Detection: Compare severity distributions over time. A sudden decrease in critical findings with a corresponding increase in high findings is suspicious. Sample downgraded findings and assess whether the severity change was justified and approved.

Bulk Closures Before Audit

A large number of vulnerabilities are closed immediately before an audit period, either through mass risk acceptance or by marking findings as resolved without verification.

Detection: Plot vulnerability closure dates on a timeline. Clustering of closures before audit periods is a clear indicator. Request retest evidence for a sample of recently closed findings.

Excluding Applications from Scope

Applications are removed from the inventory or excluded from scanning to improve coverage percentages and reduce the total vulnerability count.
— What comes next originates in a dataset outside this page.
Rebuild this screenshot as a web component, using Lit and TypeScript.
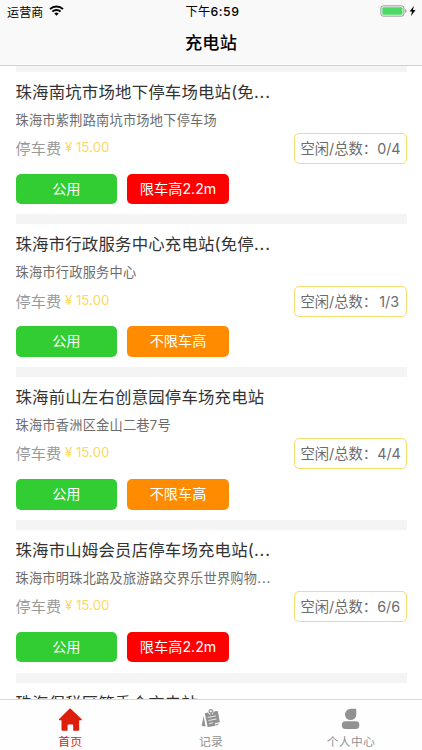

Detection: Compare the application inventory used for metrics with other authoritative sources (cloud account inventories, deployment platform records, network scans). Any discrepancies require explanation.

Resetting Discovery Dates

Vulnerabilities are closed and re-opened (or new tickets are created for the same finding) to reset the clock on ageing metrics.

Detection: Look for findings with identical descriptions and different creation dates. Check whether the vulnerability management platform tracks original discovery date separately from ticket creation date.

Weakening Gate Criteria

Policy gate thresholds are loosened (e.g., changing the blocking threshold from “no high or critical” to “no critical only”) to improve pass rates without improving actual security.

Detection: Request the change history for policy gate configurations. Any changes to thresholds should be approved through the governance process and documented with rationale.

Recommended Reporting Cadence

Different stakeholders require different levels of detail at different frequencies. The following cadence balances operational needs with governance requirements:

Reporting Level	Frequency	Audience	Content
Operational	Weekly	AppSec team, Security Champions, Development Team Leads	New findings, remediation progress, overdue items, scan failures, immediate action items
Management	Monthly	CISO, AppSec Lead, Development Directors, Compliance Officer	Trend analysis, MTTR by severity/tier, coverage changes, SLA compliance, exception summary, emerging risks
Executive / Audit	Quarterly	Board / Risk Committee, External Auditors, Regulators	Risk posture summary, programme maturity assessment, key metric trends (12-month view), material findings, regulatory compliance status, resource adequacy

For regulated organisations subject to DORA, quarterly reporting to the management body on ICT risk — including application security — is a regulatory expectation, not a best practice recommendation.